### JOB
Below are the records; locate each line with the word "screenshot" and copy it.

### EXCERPTED RECORDS
━━━━━━━━

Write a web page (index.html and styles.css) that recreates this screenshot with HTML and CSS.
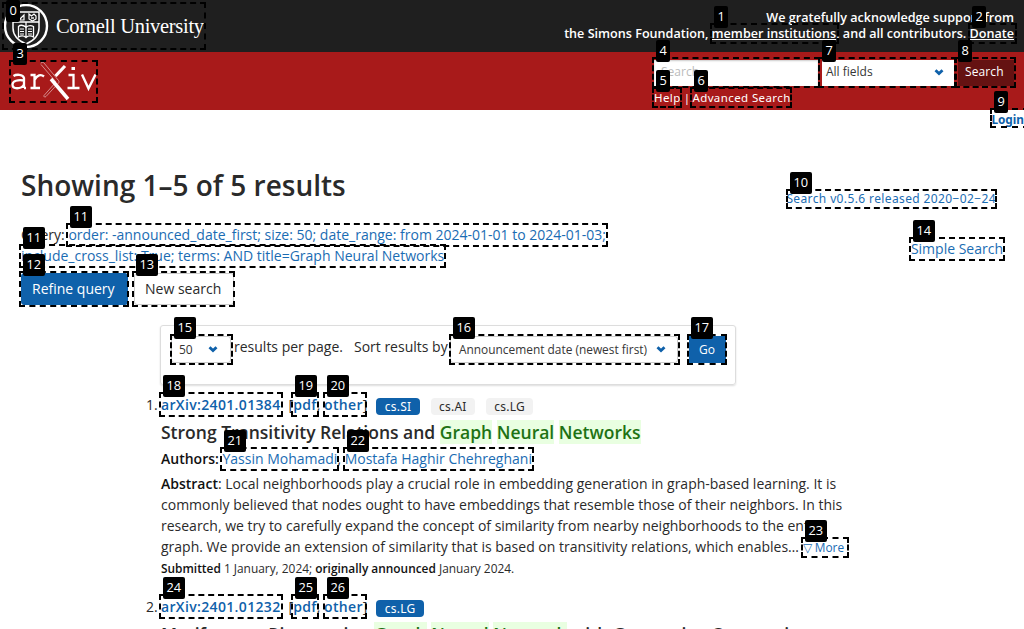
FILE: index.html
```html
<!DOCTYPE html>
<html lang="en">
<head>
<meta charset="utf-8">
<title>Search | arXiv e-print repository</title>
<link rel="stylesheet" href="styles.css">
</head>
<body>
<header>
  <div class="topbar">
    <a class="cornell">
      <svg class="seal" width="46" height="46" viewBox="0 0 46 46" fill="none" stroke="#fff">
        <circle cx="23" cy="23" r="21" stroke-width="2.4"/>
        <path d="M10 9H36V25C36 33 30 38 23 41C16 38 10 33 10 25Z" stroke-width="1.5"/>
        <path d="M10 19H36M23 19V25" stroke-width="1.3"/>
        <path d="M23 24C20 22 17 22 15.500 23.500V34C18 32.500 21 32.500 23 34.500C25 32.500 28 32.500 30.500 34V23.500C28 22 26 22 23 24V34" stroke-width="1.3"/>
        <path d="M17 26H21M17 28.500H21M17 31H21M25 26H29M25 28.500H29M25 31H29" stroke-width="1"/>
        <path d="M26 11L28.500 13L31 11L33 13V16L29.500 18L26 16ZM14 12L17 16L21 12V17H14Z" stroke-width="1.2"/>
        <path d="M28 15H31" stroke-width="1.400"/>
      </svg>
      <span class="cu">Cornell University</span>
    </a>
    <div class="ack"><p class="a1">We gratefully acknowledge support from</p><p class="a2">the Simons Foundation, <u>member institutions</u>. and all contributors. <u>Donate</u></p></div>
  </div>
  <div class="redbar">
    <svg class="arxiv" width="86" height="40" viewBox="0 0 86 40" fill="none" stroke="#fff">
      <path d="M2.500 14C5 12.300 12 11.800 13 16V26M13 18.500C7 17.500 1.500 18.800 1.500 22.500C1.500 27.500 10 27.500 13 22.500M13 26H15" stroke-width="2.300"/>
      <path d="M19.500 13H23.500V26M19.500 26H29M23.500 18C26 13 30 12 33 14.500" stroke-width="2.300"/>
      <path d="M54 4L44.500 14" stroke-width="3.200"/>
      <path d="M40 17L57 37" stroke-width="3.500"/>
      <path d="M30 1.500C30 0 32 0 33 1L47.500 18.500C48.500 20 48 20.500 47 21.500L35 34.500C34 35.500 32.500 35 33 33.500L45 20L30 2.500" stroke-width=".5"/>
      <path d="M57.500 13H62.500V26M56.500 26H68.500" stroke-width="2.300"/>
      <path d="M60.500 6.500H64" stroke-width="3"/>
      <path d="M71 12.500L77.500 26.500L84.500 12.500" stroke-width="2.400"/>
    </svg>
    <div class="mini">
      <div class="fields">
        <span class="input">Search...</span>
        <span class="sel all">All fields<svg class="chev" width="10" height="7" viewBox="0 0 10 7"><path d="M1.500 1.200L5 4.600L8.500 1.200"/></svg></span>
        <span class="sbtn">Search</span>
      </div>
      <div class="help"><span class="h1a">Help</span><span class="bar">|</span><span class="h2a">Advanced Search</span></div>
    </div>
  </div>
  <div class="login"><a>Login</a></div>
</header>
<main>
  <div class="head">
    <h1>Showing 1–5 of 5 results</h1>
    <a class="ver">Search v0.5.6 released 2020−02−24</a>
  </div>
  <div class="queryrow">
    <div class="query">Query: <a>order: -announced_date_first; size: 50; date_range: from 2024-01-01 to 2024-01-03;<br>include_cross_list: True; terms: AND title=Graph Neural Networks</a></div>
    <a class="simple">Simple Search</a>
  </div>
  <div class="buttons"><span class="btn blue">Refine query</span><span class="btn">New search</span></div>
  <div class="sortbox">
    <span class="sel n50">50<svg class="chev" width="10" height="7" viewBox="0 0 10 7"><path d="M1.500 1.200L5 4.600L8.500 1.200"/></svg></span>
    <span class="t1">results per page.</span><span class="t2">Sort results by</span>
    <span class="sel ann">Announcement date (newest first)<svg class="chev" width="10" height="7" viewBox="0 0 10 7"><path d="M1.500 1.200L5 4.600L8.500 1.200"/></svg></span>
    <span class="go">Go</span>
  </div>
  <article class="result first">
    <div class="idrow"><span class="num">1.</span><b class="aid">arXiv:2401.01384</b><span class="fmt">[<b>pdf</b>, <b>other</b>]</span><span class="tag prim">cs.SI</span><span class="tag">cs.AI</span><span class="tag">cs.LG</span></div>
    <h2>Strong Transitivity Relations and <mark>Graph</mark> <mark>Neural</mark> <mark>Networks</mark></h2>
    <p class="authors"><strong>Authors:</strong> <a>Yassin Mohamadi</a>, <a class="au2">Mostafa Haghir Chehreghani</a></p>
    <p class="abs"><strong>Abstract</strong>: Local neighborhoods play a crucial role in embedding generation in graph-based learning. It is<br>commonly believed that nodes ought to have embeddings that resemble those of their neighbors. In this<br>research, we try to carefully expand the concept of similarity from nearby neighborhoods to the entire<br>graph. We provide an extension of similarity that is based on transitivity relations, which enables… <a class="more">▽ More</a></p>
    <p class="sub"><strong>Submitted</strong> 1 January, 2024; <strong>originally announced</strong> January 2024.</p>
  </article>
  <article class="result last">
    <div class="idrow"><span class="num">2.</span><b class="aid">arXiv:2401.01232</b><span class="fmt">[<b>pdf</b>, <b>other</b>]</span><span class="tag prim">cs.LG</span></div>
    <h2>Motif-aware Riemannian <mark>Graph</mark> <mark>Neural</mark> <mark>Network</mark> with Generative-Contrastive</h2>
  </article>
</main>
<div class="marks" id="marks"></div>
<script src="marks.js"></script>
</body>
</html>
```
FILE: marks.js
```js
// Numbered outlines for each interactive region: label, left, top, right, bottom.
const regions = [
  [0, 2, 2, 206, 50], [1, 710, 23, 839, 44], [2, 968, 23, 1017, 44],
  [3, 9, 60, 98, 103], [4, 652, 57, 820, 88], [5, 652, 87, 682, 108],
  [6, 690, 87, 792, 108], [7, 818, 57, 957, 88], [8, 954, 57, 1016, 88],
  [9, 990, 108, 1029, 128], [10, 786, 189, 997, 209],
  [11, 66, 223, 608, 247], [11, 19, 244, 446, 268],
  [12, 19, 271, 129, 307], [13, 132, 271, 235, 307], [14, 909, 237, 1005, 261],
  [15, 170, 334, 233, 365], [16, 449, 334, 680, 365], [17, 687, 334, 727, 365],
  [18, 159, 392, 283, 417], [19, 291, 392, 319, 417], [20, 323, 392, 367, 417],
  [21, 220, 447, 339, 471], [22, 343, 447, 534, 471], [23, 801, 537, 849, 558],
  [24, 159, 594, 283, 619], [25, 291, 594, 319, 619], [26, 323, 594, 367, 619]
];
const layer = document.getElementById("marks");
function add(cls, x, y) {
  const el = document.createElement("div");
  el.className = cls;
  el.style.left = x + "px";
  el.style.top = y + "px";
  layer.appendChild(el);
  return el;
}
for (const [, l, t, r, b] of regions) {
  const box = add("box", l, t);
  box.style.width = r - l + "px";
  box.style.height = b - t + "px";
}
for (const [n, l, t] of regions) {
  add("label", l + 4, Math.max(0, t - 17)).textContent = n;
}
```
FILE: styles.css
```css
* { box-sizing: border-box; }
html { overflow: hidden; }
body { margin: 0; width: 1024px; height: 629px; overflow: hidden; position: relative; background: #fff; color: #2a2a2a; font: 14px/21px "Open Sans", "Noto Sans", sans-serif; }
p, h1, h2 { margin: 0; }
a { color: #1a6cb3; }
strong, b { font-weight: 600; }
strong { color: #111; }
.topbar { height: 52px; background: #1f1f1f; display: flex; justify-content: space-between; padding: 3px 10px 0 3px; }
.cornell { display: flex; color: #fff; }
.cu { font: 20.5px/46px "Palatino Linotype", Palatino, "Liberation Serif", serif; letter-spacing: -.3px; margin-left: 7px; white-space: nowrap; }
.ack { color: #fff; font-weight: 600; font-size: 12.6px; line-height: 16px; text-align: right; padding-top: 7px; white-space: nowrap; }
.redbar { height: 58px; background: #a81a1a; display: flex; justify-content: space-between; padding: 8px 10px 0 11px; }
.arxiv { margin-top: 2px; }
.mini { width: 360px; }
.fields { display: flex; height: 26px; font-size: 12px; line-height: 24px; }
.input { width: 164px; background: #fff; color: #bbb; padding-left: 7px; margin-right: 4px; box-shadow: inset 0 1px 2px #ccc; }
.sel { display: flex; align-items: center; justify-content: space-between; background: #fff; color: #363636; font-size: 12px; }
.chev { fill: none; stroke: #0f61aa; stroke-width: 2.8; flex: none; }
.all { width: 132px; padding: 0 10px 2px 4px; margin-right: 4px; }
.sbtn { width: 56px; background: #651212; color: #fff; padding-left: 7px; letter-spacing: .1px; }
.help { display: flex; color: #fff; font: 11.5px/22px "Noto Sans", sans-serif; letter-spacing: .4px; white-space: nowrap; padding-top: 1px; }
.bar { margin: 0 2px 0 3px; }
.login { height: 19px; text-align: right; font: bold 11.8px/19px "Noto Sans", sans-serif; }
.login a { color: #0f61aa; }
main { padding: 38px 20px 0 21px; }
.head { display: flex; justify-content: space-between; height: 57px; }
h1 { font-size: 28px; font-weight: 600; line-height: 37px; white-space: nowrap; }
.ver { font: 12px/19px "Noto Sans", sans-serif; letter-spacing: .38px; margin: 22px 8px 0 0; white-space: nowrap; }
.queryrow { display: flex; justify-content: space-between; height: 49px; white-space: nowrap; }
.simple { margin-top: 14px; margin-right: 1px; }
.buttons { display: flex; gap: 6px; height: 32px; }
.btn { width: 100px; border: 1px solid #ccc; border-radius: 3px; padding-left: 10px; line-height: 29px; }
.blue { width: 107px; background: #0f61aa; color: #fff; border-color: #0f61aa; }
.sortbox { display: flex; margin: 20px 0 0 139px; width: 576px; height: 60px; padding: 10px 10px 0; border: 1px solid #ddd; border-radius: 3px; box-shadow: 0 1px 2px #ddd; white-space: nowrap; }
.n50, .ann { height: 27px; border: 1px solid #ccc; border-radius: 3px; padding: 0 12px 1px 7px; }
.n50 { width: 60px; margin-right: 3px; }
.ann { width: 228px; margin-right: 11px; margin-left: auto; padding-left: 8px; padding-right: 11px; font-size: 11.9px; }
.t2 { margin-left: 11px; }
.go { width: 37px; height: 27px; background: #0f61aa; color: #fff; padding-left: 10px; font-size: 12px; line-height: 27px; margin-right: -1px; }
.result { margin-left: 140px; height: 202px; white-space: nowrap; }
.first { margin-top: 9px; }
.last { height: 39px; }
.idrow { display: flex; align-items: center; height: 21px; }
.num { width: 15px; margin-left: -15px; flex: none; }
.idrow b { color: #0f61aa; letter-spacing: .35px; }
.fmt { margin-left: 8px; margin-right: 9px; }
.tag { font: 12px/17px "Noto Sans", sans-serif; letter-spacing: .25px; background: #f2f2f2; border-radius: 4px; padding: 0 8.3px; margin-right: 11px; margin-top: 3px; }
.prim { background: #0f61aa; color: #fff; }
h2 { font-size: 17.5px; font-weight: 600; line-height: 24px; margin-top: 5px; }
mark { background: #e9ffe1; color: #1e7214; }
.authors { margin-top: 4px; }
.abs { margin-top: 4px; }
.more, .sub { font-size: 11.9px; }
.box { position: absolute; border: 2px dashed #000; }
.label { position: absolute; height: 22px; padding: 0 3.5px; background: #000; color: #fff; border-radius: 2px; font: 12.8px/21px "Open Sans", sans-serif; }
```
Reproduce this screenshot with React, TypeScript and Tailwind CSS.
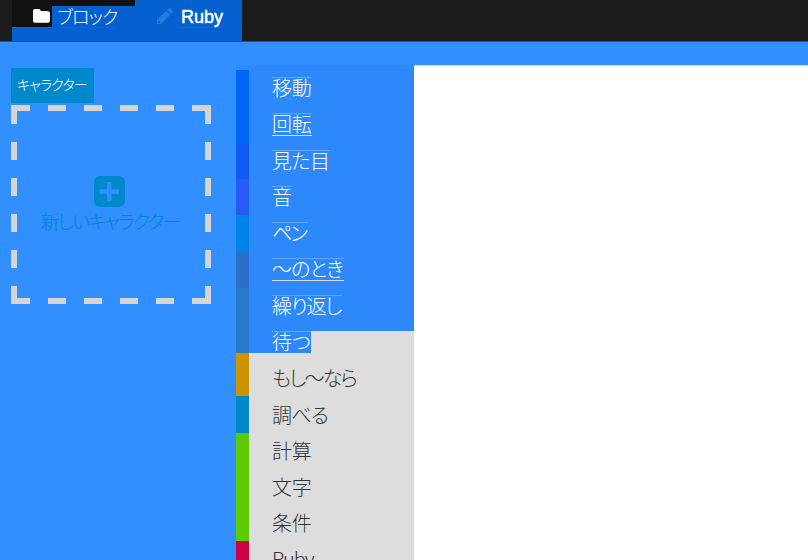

━━━━━━━━

### TASK SOLUTION
Write a web page (index.html and styles.css) that recreates this screenshot with HTML and CSS.
Reproduce this screenshot with React, TypeScript and Tailwind CSS.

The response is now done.